In September, The New York Times ran a piece on Europe’s failure to arrest the Serbian general Ratko Mladic, “Europe’s most wanted war-crimes suspect.” For sheer vicious anti-Serb prejudice, the key words in the story say it all: “mass murder,” “massacre of 8,000 Muslims,” “wartime horrors,” “killing of 3,500 children, men and boys who were led to killing fields,” “war crimes,” “genocide,” “massacre.”
American governments have spread so many lies about Serbia that it’s little wonder the truth is not even a thought, much less devoutly to be wished for. Serbia never had its say and it was the truth that was raped, not Croatian or Muslim women.
When the scales first fell from my eyes, I thought it was all about the failure to present the Serbian side during the carnage accompanying Yugoslavia’s breakup. I wondered why the Croat and Muslim side was the only one presented, ultimately becoming the basis of U.S. government policy. If the Croat side was “right,” why was the Serb side “wrong?” But there appeared to be no Serb side at all – no Serbian say – not even one to inveigh against. Then, after the wars, I thought it was all about fabrication, falsity and fraudulence in the oddly glossy presentation of the newly formed Serbian government of “pro-west democratic reformer” Prime Minister Zoran Djindjic. Now it’s years later and I’ve learned a lot.
Some of the truths:
The most ethnically cleansed country in the world is Croatia, which was falsely portrayed as the luckless victim of the inhuman Serbs. The fact is that Croatia got rid of almost all the Serbs who lived in Croatia – over 700,000 of them. On the Serbian “Trail of Tears” that few in the United States know about, hundreds of thousands of Serbs were expelled from Croatia. The “Trail of Tears” was not only planned and carried out with the approval of the Clinton administration, but a retired American army officer coordinated it.
The Serbs allegedly raped forty thousand Muslim women. This was a barefaced lie. “Where,” someone asked, “are the children from these heinous acts? I would like to adopt some.” Good question. No answer.

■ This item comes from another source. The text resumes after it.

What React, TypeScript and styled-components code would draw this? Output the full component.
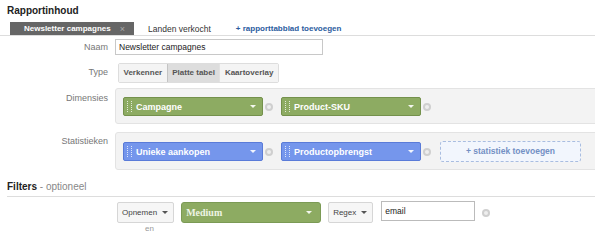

Zoran Djindjic, the assassinated Serbian prime minister with the Mafia connection, was a criminal who succeeded another criminal, Slobodan Milosevic. But Djindjic, in addition to being a more polished and cultured criminal than Milosevic, was 100 percent in cahoots with Washington, as Milosevic was not, and was thus given the green light to do anything he wanted. Washington conferred on him the distinguished label of “pro-western reformer,” which has the same cachet in Washington nowadays as “anti-communist” had in the days of the Cold War. The current Serb president is likewise referred to approvingly by the West as pro-Western.
Prime Minister Djindjic “sold” Slobodan Milosevic to The Hague Court for $5 million American dollars. Right under then-President Vojislav Kostunica’s outraged nose.
When Djindjic, the willing accomplice of the West, became Serbian prime minister in January 2001, he insisted that there was no Mafia in Serbia. But one day, shortly after Kostunica became president, Djindjic called Kostunica into his office. “I want you to meet someone special.” Djindjic said. The “someone special” was a notorious Mafia drug dealer who had given Djindjic the go ahead to organize elections and overthrow Milosevic.
Why was it that none of this “got out” to the public? I recently learned that the Serbian community in the United States had indeed tried to hire a public relations firm to get out their story. But none was willing to accept them as clients. Finally, Powell Tate, a Washington public relations firm, agreed to represent the Serbian group and took $50,000 down on a $250,000 yearly retainer fee. But the next week, Powell Tate returned the money and said it could not represent the Serbs. By all accounts, the Serbian group was up against the powerful firm of Ruder Finn, which was putting a murderous anti-Serb spin on the story on behalf of their Croatian, Bosnian and Muslim clients. The public relations juggernaut that laid the propaganda foundation for the bombing and killing in Serbia portrayed the complex Yugoslavian situation in scandalously simple terms of good guys and bad guys. The use of highly charged words straight out of World War II, like “genocide”, “ethnic cleansing”, “mass murder” and “concentration camps”, deliberately evoked images of Nazi Germany and the gas chambers of the death camps. The public relations campaign consciously attempted to make people come to the wrong conclusion. Of course that’s what public relations firms often do. But it isn’t what governments are supposed to do. If people do not notice the dishonesty, subtle use of highly charged buzzwords, lack of verifiable evidence, misleading images, and wild allegations that can’t be disproved, it is probably a good public relations campaign. But the devices that make for a good public relations campaign convert to vices when governments practice them. The policy of the United States government towards Serbia is knowingly based on the fictions and misrepresentations of the Ruder Finn public relations company. That’s why Serbia – and now Iraq and Afghanistan – is, for America, the story of fraying moral values at the highest government levels.